Il a réagi «avec toute la fermeté requise en même temps que je décidais de me donner les moyens de découvrir ce que cachaient les propos et les faits des uns et des autres». «L’aspect le plus troublant est l’implication de fonctionnaires de police dans le trafic de drogue», explicite M. Keïta.
Sidérant, le constat du commissaire Keïta éclabousse l’écrasante majorité du personnel de l’Ocrtis qui pioche dans l’environnement des narcotrafiquants. Un monde ripoux et sioux. Il détaille : «La quasi-totalité des fonctionnaires se sont laissé entraîner dans des combines dont la finalité est de tirer profit du commerce de la drogue en soutirant de l’argent à des trafiquants surpris en pleine activité ou dont on est parvenu à découvrir les caches.»

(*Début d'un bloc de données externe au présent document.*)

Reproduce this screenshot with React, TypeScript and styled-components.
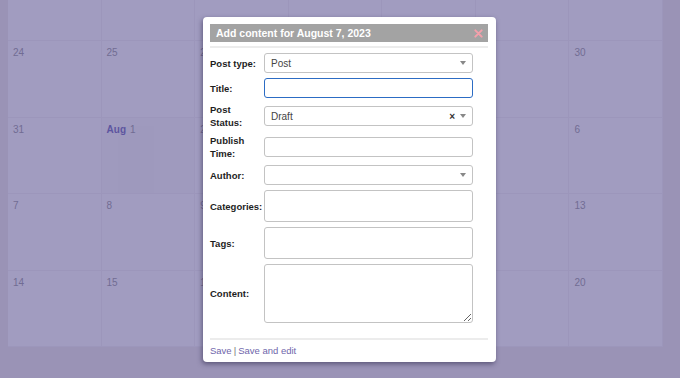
import React from 'react';
import styled, { createGlobalStyle } from 'styled-components';

const GlobalStyle = createGlobalStyle`
  html, body {
    margin: 0;
    padding: 0;
    width: 680px;
    height: 378px;
    overflow: hidden;
    background: #9a93b6;
    font-family: "Liberation Sans", Arial, sans-serif;
  }
`;

const Page = styled.div`
  position: relative;
  width: 680px;
  height: 378px;
  overflow: hidden;
`;

const Calendar = styled.div`
  display: grid;
  grid-template-columns: repeat(7, 93.57px);
  grid-auto-rows: 76.6px;
  margin: -35.6px 0 0 8px;
  width: 655px;
`;

const Cell = styled.div<{ $today?: boolean }>`
  box-sizing: border-box;
  background: ${(p) => (p.$today ? '#9f9abe' : '#a19cc0')};
  border-right: 1px solid #9c96bb;
  border-bottom: 1px solid #9c96bb;
  padding: 6px 5px;
  font-size: 10px;
  color: #716c93;
  position: relative;
`;

const Month = styled.span`
  font-weight: bold;
  color: #5d55a0;
  margin-right: 4px;
`;

const TodayMark = styled.div`
  position: absolute;
  left: 16px;
  top: 8px;
  width: 36px;
  bottom: 0;
  background: #9e99bd;
`;

const CellLabel = styled.span`
  position: relative;
`;

const Overlay = styled.div`
  position: absolute;
  left: 203px;
  top: 17px;
`;

const Modal = styled.div`
  box-sizing: border-box;
  width: 293px;
  height: 345px;
  background: #fff;
  border-radius: 4px;
  box-shadow: -1px 2px 5px rgba(40, 35, 70, 0.55);
  padding: 7px 8px 0 7px;
  display: flex;
  flex-direction: column;
`;

const Header = styled.div`
  height: 18px;
  background: #a3a3a3;
  display: flex;
  align-items: center;
  justify-content: space-between;
  padding: 0 5px 0 6px;
  color: #fff;
  font-weight: bold;
  font-size: 10.5px;
`;

const Close = styled.svg`
  width: 9px;
  height: 9px;
  display: block;
`;

const Divider = styled.div`
  height: 2px;
  background: #ececec;
  margin-top: 4px;
`;

const Form = styled.div`
  display: flex;
  flex-direction: column;
  gap: 5px;
  padding-top: 5px;
`;

const Row = styled.div<{ $tall?: boolean }>`
  display: flex;
  align-items: center;
  min-height: ${(p) => (p.$tall ? '26px' : '0')};
`;

const Label = styled.div`
  width: 54px;
  flex-shrink: 0;
  font-size: 9.5px;
  font-weight: bold;
  color: #1e1e1e;
  line-height: 13px;
`;

const Field = styled.div<{ $h?: number; $focus?: boolean }>`
  box-sizing: border-box;
  width: 209px;
  height: ${(p) => p.$h ?? 20}px;
  border: ${(p) => (p.$focus ? '1.5px solid #2c6cc4' : '1px solid #c3c3c3')};
  border-radius: 3px;
  background: #fff;
  display: flex;
  align-items: center;
  padding: 0 6px;
  font-size: 10px;
  color: #444;
`;

const Value = styled.span`
  flex: 1;
`;

const Clear = styled.span`
  font-size: 10px;
  font-weight: bold;
  color: #333;
  margin-right: 5px;
`;

const Arrow = styled.span`
  width: 0;
  height: 0;
  border-left: 3px solid transparent;
  border-right: 3px solid transparent;
  border-top: 4px solid #888;
`;

const Area = styled.textarea<{ $h: number }>`
  box-sizing: border-box;
  width: 209px;
  height: ${(p) => p.$h}px;
  border: 1px solid #c3c3c3;
  border-radius: 3px;
  margin: 0;
  padding: 4px 6px;
  font-family: inherit;
  font-size: 10px;
  resize: ${(p) => (p.$h > 40 ? 'both' : 'none')};
  outline: none;
`;

const Footer = styled.div`
  margin-top: auto;
  border-top: 2px solid #ececec;
  padding: 5px 0 6px;
  font-size: 9.5px;
  color: #6f66ab;
`;

const Sep = styled.span`
  color: #777;
  margin: 0 2px;
`;

// first week sits above the window, so its numbers are not shown
const rows: (number | null)[][] = [
  [null, null, null, null, null, null, null],
  [24, 25, 26, 27, 28, 29, 30],
  [31, 1, 2, 3, 4, 5, 6],
  [7, 8, 9, 10, 11, 12, 13],
  [14, 15, 16, 17, 18, 19, 20],
];

function Select({ value, clearable }: { value?: string; clearable?: boolean }) {
  return (
    <Field>
      <Value>{value}</Value>
      {clearable && <Clear>×</Clear>}
      <Arrow />
    </Field>
  );
}

export default function App() {
  return (
    <Page>
      <GlobalStyle />
      <Calendar>
        {rows.map((r, ri) =>
          r.map((d, ci) => {
            const today = ri === 2 && ci === 1;
            return (
              <Cell key={`${ri}-${ci}`} $today={today}>
                {today && <TodayMark />}
                {d !== null && (
                  <CellLabel>
                    {today && <Month>Aug</Month>}
                    {d}
                  </CellLabel>
                )}
              </Cell>
            );
          })
        )}
      </Calendar>
      <Overlay>
        <Modal>
          <Header>
            <span>Add content for August 7, 2023</span>
            <Close viewBox="0 0 10 10">
              <path d="M1.5 1.5 L8.5 8.5 M8.5 1.5 L1.5 8.5" stroke="#f4a0ab" strokeWidth="2.2" strokeLinecap="round" />
            </Close>
          </Header>
          <Divider />
          <Form>
            <Row>
              <Label>Post type:</Label>
              <Select value="Post" />
            </Row>
            <Row>
              <Label>Title:</Label>
              <Field $focus />
            </Row>
            <Row $tall>
              <Label>
                Post
                <br />
                Status:
              </Label>
              <Select value="Draft" clearable />
            </Row>
            <Row $tall>
              <Label>
                Publish
                <br />
                Time:
              </Label>
              <Field />
            </Row>
            <Row>
              <Label>Author:</Label>
              <Select />
            </Row>
            <Row>
              <Label>Categories:</Label>
              <Field $h={32} />
            </Row>
            <Row>
              <Label>Tags:</Label>
              <Field $h={32} />
            </Row>
            <Row>
              <Label>Content:</Label>
              <Area $h={59} />
            </Row>
          </Form>
          <Footer>
            Save<Sep>|</Sep>Save and edit
          </Footer>
        </Modal>
      </Overlay>
    </Page>
  );
}
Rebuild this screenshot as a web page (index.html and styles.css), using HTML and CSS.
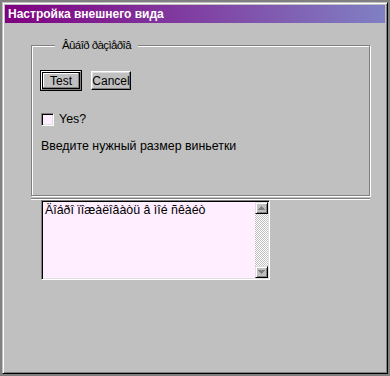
FILE: index.html
```html
<!DOCTYPE html>
<html lang="ru">

<head>
    <meta charset="UTF-8">
    <title>Настройка внешнего вида</title>
    <link rel="stylesheet" href="styles.css">
</head>

<body>

    <div class="window">

        <div class="title-bar">Настройка внешнего вида</div>

        <div class="window-body">

            <fieldset class="group">
                <legend>Âûáîð ðàçìåðîâ</legend>

                <div class="buttons">
                    <button class="btn btn-default">Test</button>
                    <button class="btn">Cancel</button>
                </div>

                <label class="check">
                    <span class="check-box"></span>
                    Yes?
                </label>

                <div class="hint">Введите нужный размер виньетки</div>
            </fieldset>

            <div class="rule"></div>

            <!-- Text box with scrollbar -->
            <div class="text-box">
                <div class="text-area">Äîáðî ïîæàëîâàòü â ìîé ñêàéò</div>
                <div class="scrollbar">
                    <div class="scroll-btn">
                        <svg width="7" height="4" viewBox="0 0 7 4">
                            <path d="M3 0h1v1h1v1h1v1h1v1H0V3h1V2h1V1h1z" fill="#808080" />
                        </svg>
                    </div>
                    <div class="scroll-track"></div>
                    <div class="scroll-btn">
                        <svg width="7" height="4" viewBox="0 0 7 4">
                            <path d="M0 0h7v1H6v1H5v1H4v1H3V3H2V2H1V1H0z" fill="#808080" />
                        </svg>
                    </div>
                </div>
            </div>

        </div>

    </div>

</body>

</html>
```

FILE: styles.css
```css
:root {
    --face: #c0c0c0;
    --shadow: #808080;
    --light: #dfdfdf;
    --pink: #ffeeff;
}

* {
    box-sizing: border-box;
}

body {
    margin: 0;
    padding: 2px;
    height: 376px;
    background: var(--shadow);
    font-family: "Liberation Sans", Arial, sans-serif;
    font-size: 12.4px;
    color: #000;
}

.window {
    width: 386px;
    height: 372px;
    padding: 2px;
    background: var(--face);
    border: 1px solid;
    border-color: var(--face) #000 #000 var(--face);
    box-shadow: inset 1px 1px #fff, inset -1px -1px var(--shadow);
}

.title-bar {
    height: 18px;
    padding-left: 3px;
    line-height: 18px;
    color: #fff;
    font-weight: bold;
    font-size: 12px;
    background: linear-gradient(to right, #800080, #8080c4);
}

.window-body {
    padding: 16px 0 0 26px;
}

.group {
    width: 339px;
    height: 157px;
    margin: 0;
    padding: 20px 0 0 9px;
    border: 1px solid var(--shadow);
    box-shadow: inset 1px 1px #fff, 1px 1px #fff;
}

.group legend {
    margin-left: 14px;
    padding: 0 7px;
    font-size: 11.5px;
    letter-spacing: -0.6px;
    background: var(--face);
}

.buttons {
    display: flex;
    gap: 10px;
}

.btn {
    width: 40px;
    height: 19px;
    padding: 0;
    font: inherit;
    font-size: 12px;
    color: #000;
    background: var(--face);
    border: 1px solid;
    border-color: #fff #000 #000 #fff;
    box-shadow: inset -1px -1px var(--shadow), inset 1px 1px var(--light);
}

.btn-default {
    outline: 1px solid #000;
    outline-offset: 0;
    border-color: #fff var(--shadow) var(--shadow) #fff;
    box-shadow: inset 0 0 0 1px #000, inset -2px -2px var(--shadow), inset 2px 2px #fff;
}

.check {
    display: flex;
    align-items: center;
    gap: 5px;
    margin-top: 22px;
}

.check-box {
    width: 13px;
    height: 13px;
    background: var(--pink);
    border: 1px solid;
    border-color: var(--shadow) #fff #fff var(--shadow);
    box-shadow: inset 1px 1px #000, inset -1px -1px var(--light);
}

.hint {
    margin-top: 13px;
}

.rule {
    width: 339px;
    margin-top: 2px;
    border-top: 1px solid var(--shadow);
    border-bottom: 1px solid #fff;
}

.text-box {
    display: flex;
    width: 229px;
    height: 80px;
    margin: 0 0 0 10px;
    background: var(--pink);
    border: 1px solid;
    border-color: var(--shadow) #fff #fff var(--shadow);
    box-shadow: inset 1px 1px #000, inset -1px -1px var(--light);
}

.text-area {
    flex: 1;
    padding: 2px 3px;
}

.scrollbar {
    display: flex;
    flex-direction: column;
    width: 13px;
    margin: 1px 1px 1px 0;
}

.scroll-btn {
    display: flex;
    align-items: center;
    justify-content: center;
    height: 12px;
    background: var(--face);
    border: 1px solid;
    border-color: var(--light) #000 #000 var(--light);
    box-shadow: inset 1px 1px #fff, inset -1px -1px var(--shadow);
}

.scroll-track {
    flex: 1;
    background: repeating-conic-gradient(var(--face) 0 25%, #fff 0 50%) 0 0 / 2px 2px;
}
```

Au fil de ses investigations, il a découvert que les prédateurs nigérians parvenaient à se servir de l’Ocrtis pour intercepter des expéditions de drogue en «faisant interpeler les passeurs au niveau de l’Aéroport de Dakar». «La marchandise saisie est ensuite remise aux pourvoyeurs d’informations qui paient le service accompli suivant un mode de rémunération réglé avec le chef de police mis à contribution pour l’exécution des plans d’interception de passeurs», détaille-t-il.
Le modus operandi frise la perfection : «Les colis soutirés des saisies sont toujours remplacés par des copies dont la réalisation est assurée par les commanditaires eux-mêmes. Rien que pour cette seule raison, on peut affirmer sans risque de se tromper que l’Office central pour la répression du trafic Illicite de stupéfiants était en passe de devenir un maillon de la chaîne du trafic international de drogue.» Il conclut : «Le niveau de connivence dans la gestion de telles activités est si élevé que chacun d’eux arrive à se mouvoir sans empiéter sur le ‘’territoire’’ d’un autre.
Cette parfaite maîtrise du terrain leur permet en même temps de couvrir les activités d’autres trafiquants dont le traitement de faveur est chèrement rémunéré. Dès lors, ce sont les récalcitrants, les revendeurs et autres seconds couteaux qui sont arrêtés et livrés à la justice pour masquer la triste réalité de ces agissements.»